■ **Short problem**
Print the entries verbatim, leaving out the images they contain.

■ **Front-end source files**
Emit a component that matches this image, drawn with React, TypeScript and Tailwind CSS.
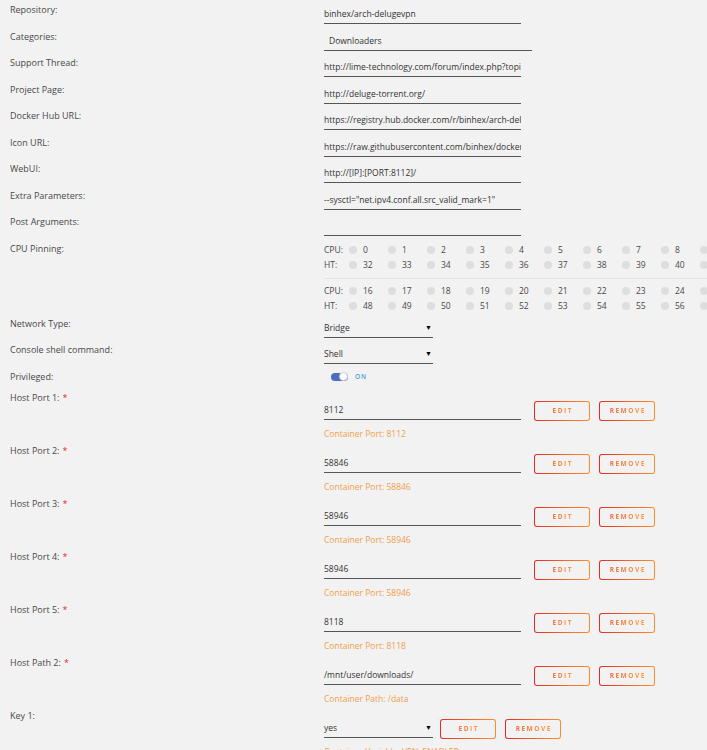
import React from "react"

const font = { fontFamily: '"Open Sans", "Noto Sans", sans-serif' }

const simpleRows = [
  { label: "Repository:", value: "binhex/arch-delugevpn" },
  { label: "Categories:", value: "Downloaders", wide: true },
  { label: "Support Thread:", value: "http://lime-technology.com/forum/index.php?topic=45812.0" },
  { label: "Project Page:", value: "http://deluge-torrent.org/" },
  { label: "Docker Hub URL:", value: "https://registry.hub.docker.com/r/binhex/arch-delugevpn/" },
  { label: "Icon URL:", value: "https://raw.githubusercontent.com/binhex/docker-templates/master/binhex/images/deluge-icon.png" },
  { label: "WebUI:", value: "http://[IP]:[PORT:8112]/" },
  { label: "Extra Parameters:", value: '--sysctl="net.ipv4.conf.all.src_valid_mark=1"' },
  { label: "Post Arguments:", value: "" }
]

const hostRows = [
  { label: "Host Port 1:", value: "8112", note: "Container Port: 8112" },
  { label: "Host Port 2:", value: "58846", note: "Container Port: 58846" },
  { label: "Host Port 3:", value: "58946", note: "Container Port: 58946" },
  { label: "Host Port 4:", value: "58946", note: "Container Port: 58946" },
  { label: "Host Port 5:", value: "8118", note: "Container Port: 8118" },
  { label: "Host Path 2:", value: "/mnt/user/downloads/", note: "Container Path: /data" }
]

function Label({ children, required }: { children: React.ReactNode; required?: boolean }) {
  return (
    <div className="w-[324px] shrink-0 pl-[10px] text-[9px] leading-[12px] text-[#484848]">
      {children}
      {required && <span className="ml-[3px] text-[#e22d2d]">*</span>}
    </div>
  )
}

function Select({ value }: { value: string }) {
  return (
    <div className="flex h-[20px] w-[109px] items-start justify-between border-b border-[#555] pt-[4px] text-[8.5px] leading-[12px] text-[#333]">
      <span>{value}</span>
      <span className="pr-[1px] text-[7px] text-black">▼</span>
    </div>
  )
}

function GradButton({ children }: { children: React.ReactNode }) {
  return (
    <div className="h-[20px] w-[56px] rounded-[3px] bg-gradient-to-r from-[#e22828] to-[#ff8c2f] p-px">
      <div className="flex h-full w-full items-center justify-center rounded-[2px] bg-[#f2f2f2]">
        <span className="bg-gradient-to-r from-[#ef6a3a] to-[#ff9a45] bg-clip-text pl-[1.5px] text-[6.5px] font-bold tracking-[1.5px] text-transparent">
          {children}
        </span>
      </div>
    </div>
  )
}

function CpuRow({ label, nums }: { label: string; nums: number[] }) {
  return (
    <div className="flex h-[15px] items-center text-[8.5px] text-[#484848]">
      <span className="w-[25px] shrink-0">{label}</span>
      {nums.map((n) => (
        <div key={n} className="flex w-[39px] shrink-0 items-center">
          <span className="h-[8px] w-[8px] rounded-full bg-[#dedede]" />
          <span className="ml-[6px]">{n}</span>
        </div>
      ))}
    </div>
  )
}

const range = (a: number) => Array.from({ length: 10 }, (_, i) => a + i)

export default function App() {
  return (
    <div className="min-h-[750px] w-[707px] overflow-hidden bg-[#f2f2f2] pt-[4px]" style={font}>
      {simpleRows.map((r) => (
        <div key={r.label} className="flex h-[26.5px]">
          <Label>{r.label}</Label>
          <div
            className={
              "h-[20px] overflow-hidden whitespace-nowrap border-b border-[#555] pt-[4px] text-[8.5px] leading-[12px] text-[#333] " +
              (r.wide ? "w-[208px] pl-[5px]" : "w-[197px]")
            }
          >
            {r.value}
          </div>
        </div>
      ))}

      {/* cpu pinning */}
      <div className="flex h-[75px]">
        <Label>CPU Pinning:</Label>
        <div className="flex-1 overflow-hidden">
          <CpuRow label="CPU:" nums={range(0)} />
          <CpuRow label="HT:" nums={range(32)} />
          <div className="my-[5px] h-px w-[400px] bg-[#e4e4e4]" />
          <CpuRow label="CPU:" nums={range(16)} />
          <CpuRow label="HT:" nums={range(48)} />
        </div>
      </div>

      <div className="flex h-[26.5px]">
        <Label>Network Type:</Label>
        <Select value="Bridge" />
      </div>
      <div className="flex h-[26.5px]">
        <Label>Console shell command:</Label>
        <Select value="Shell" />
      </div>
      <div className="flex h-[21px]">
        <Label>Privileged:</Label>
        <div className="flex h-[12px] items-center pl-[7px]">
          <div className="relative h-[8px] w-[17px] rounded-full bg-[#4a6fc0]">
            <span className="absolute right-0 top-[-0.5px] h-[9px] w-[9px] rounded-full border border-[#ccc] bg-white" />
          </div>
          <span className="ml-[7px] text-[6.5px] font-semibold tracking-[1px] text-[#4aa0dc]">ON</span>
        </div>
      </div>

      {hostRows.map((r) => (
        <div key={r.label} className="flex h-[53px]">
          <Label required>{r.label}</Label>
          <div className="pt-[8px]">
            <div className="flex items-start">
              <div className="h-[20px] w-[197px] border-b border-[#555] pt-[4px] text-[8.5px] leading-[12px] text-[#333]">
                {r.value}
              </div>
              <div className="ml-[13px] mt-[1px] flex gap-[9px]">
                <GradButton>EDIT</GradButton>
                <GradButton>REMOVE</GradButton>
              </div>
            </div>
            <div className="mt-[7px] text-[8.5px] leading-[12px] text-[#f0a04b]">{r.note}</div>
          </div>
        </div>
      ))}

      <div className="flex h-[53px]">
        <Label>Key 1:</Label>
        <div className="pt-[8px]">
          <div className="flex items-start">
            <Select value="yes" />
            <div className="ml-[7px] mt-[1px] flex gap-[9px]">
              <GradButton>EDIT</GradButton>
              <GradButton>REMOVE</GradButton>
            </div>
          </div>
          <div className="mt-[7px] text-[8.5px] leading-[12px] text-[#f0a04b]">Container Variable: VPN_ENABLED</div>
        </div>
      </div>
    </div>
  )
}
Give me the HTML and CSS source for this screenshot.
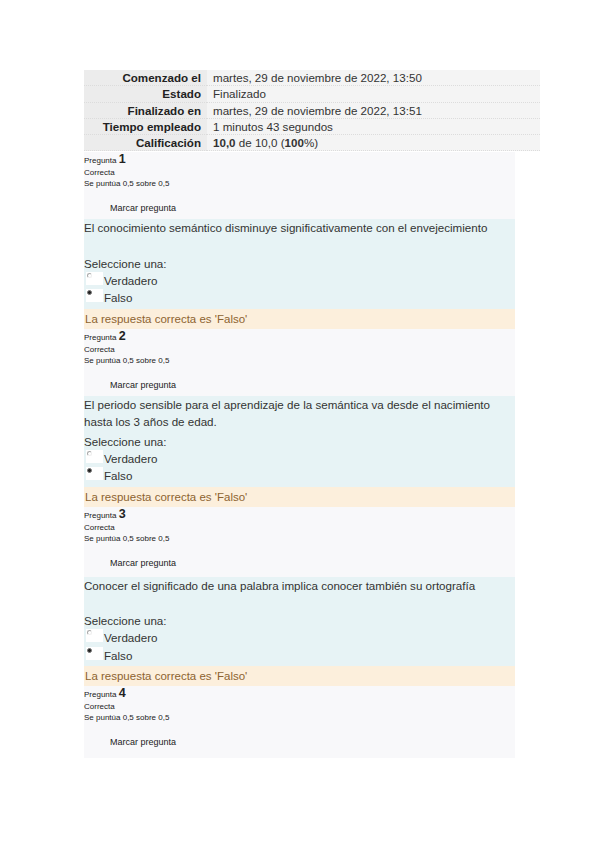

■ **Result of the task**
Emit a component that matches this image, drawn with React, TypeScript and Tailwind CSS.
import React from "react"

const font = { fontFamily: '"Open Sans", "Noto Sans", sans-serif' }

const simpleRows = [
  { label: "Repository:", value: "binhex/arch-delugevpn" },
  { label: "Categories:", value: "Downloaders", wide: true },
  { label: "Support Thread:", value: "http://lime-technology.com/forum/index.php?topic=45812.0" },
  { label: "Project Page:", value: "http://deluge-torrent.org/" },
  { label: "Docker Hub URL:", value: "https://registry.hub.docker.com/r/binhex/arch-delugevpn/" },
  { label: "Icon URL:", value: "https://raw.githubusercontent.com/binhex/docker-templates/master/binhex/images/deluge-icon.png" },
  { label: "WebUI:", value: "http://[IP]:[PORT:8112]/" },
  { label: "Extra Parameters:", value: '--sysctl="net.ipv4.conf.all.src_valid_mark=1"' },
  { label: "Post Arguments:", value: "" }
]

const hostRows = [
  { label: "Host Port 1:", value: "8112", note: "Container Port: 8112" },
  { label: "Host Port 2:", value: "58846", note: "Container Port: 58846" },
  { label: "Host Port 3:", value: "58946", note: "Container Port: 58946" },
  { label: "Host Port 4:", value: "58946", note: "Container Port: 58946" },
  { label: "Host Port 5:", value: "8118", note: "Container Port: 8118" },
  { label: "Host Path 2:", value: "/mnt/user/downloads/", note: "Container Path: /data" }
]

function Label({ children, required }: { children: React.ReactNode; required?: boolean }) {
  return (
    <div className="w-[324px] shrink-0 pl-[10px] text-[9px] leading-[12px] text-[#484848]">
      {children}
      {required && <span className="ml-[3px] text-[#e22d2d]">*</span>}
    </div>
  )
}

function Select({ value }: { value: string }) {
  return (
    <div className="flex h-[20px] w-[109px] items-start justify-between border-b border-[#555] pt-[4px] text-[8.5px] leading-[12px] text-[#333]">
      <span>{value}</span>
      <span className="pr-[1px] text-[7px] text-black">▼</span>
    </div>
  )
}

function GradButton({ children }: { children: React.ReactNode }) {
  return (
    <div className="h-[20px] w-[56px] rounded-[3px] bg-gradient-to-r from-[#e22828] to-[#ff8c2f] p-px">
      <div className="flex h-full w-full items-center justify-center rounded-[2px] bg-[#f2f2f2]">
        <span className="bg-gradient-to-r from-[#ef6a3a] to-[#ff9a45] bg-clip-text pl-[1.5px] text-[6.5px] font-bold tracking-[1.5px] text-transparent">
          {children}
        </span>
      </div>
    </div>
  )
}

function CpuRow({ label, nums }: { label: string; nums: number[] }) {
  return (
    <div className="flex h-[15px] items-center text-[8.5px] text-[#484848]">
      <span className="w-[25px] shrink-0">{label}</span>
      {nums.map((n) => (
        <div key={n} className="flex w-[39px] shrink-0 items-center">
          <span className="h-[8px] w-[8px] rounded-full bg-[#dedede]" />
          <span className="ml-[6px]">{n}</span>
        </div>
      ))}
    </div>
  )
}

const range = (a: number) => Array.from({ length: 10 }, (_, i) => a + i)

export default function App() {
  return (
    <div className="min-h-[750px] w-[707px] overflow-hidden bg-[#f2f2f2] pt-[4px]" style={font}>
      {simpleRows.map((r) => (
        <div key={r.label} className="flex h-[26.5px]">
          <Label>{r.label}</Label>
          <div
            className={
              "h-[20px] overflow-hidden whitespace-nowrap border-b border-[#555] pt-[4px] text-[8.5px] leading-[12px] text-[#333] " +
              (r.wide ? "w-[208px] pl-[5px]" : "w-[197px]")
            }
          >
            {r.value}
          </div>
        </div>
      ))}

      {/* cpu pinning */}
      <div className="flex h-[75px]">
        <Label>CPU Pinning:</Label>
        <div className="flex-1 overflow-hidden">
          <CpuRow label="CPU:" nums={range(0)} />
          <CpuRow label="HT:" nums={range(32)} />
          <div className="my-[5px] h-px w-[400px] bg-[#e4e4e4]" />
          <CpuRow label="CPU:" nums={range(16)} />
          <CpuRow label="HT:" nums={range(48)} />
        </div>
      </div>

      <div className="flex h-[26.5px]">
        <Label>Network Type:</Label>
        <Select value="Bridge" />
      </div>
      <div className="flex h-[26.5px]">
        <Label>Console shell command:</Label>
        <Select value="Shell" />
      </div>
      <div className="flex h-[21px]">
        <Label>Privileged:</Label>
        <div className="flex h-[12px] items-center pl-[7px]">
          <div className="relative h-[8px] w-[17px] rounded-full bg-[#4a6fc0]">
            <span className="absolute right-0 top-[-0.5px] h-[9px] w-[9px] rounded-full border border-[#ccc] bg-white" />
          </div>
          <span className="ml-[7px] text-[6.5px] font-semibold tracking-[1px] text-[#4aa0dc]">ON</span>
        </div>
      </div>

      {hostRows.map((r) => (
        <div key={r.label} className="flex h-[53px]">
          <Label required>{r.label}</Label>
          <div className="pt-[8px]">
            <div className="flex items-start">
              <div className="h-[20px] w-[197px] border-b border-[#555] pt-[4px] text-[8.5px] leading-[12px] text-[#333]">
                {r.value}
              </div>
              <div className="ml-[13px] mt-[1px] flex gap-[9px]">
                <GradButton>EDIT</GradButton>
                <GradButton>REMOVE</GradButton>
              </div>
            </div>
            <div className="mt-[7px] text-[8.5px] leading-[12px] text-[#f0a04b]">{r.note}</div>
          </div>
        </div>
      ))}

      <div className="flex h-[53px]">
        <Label>Key 1:</Label>
        <div className="pt-[8px]">
          <div className="flex items-start">
            <Select value="yes" />
            <div className="ml-[7px] mt-[1px] flex gap-[9px]">
              <GradButton>EDIT</GradButton>
              <GradButton>REMOVE</GradButton>
            </div>
          </div>
          <div className="mt-[7px] text-[8.5px] leading-[12px] text-[#f0a04b]">Container Variable: VPN_ENABLED</div>
        </div>
      </div>
    </div>
  )
}
Give me the HTML and CSS source for this screenshot.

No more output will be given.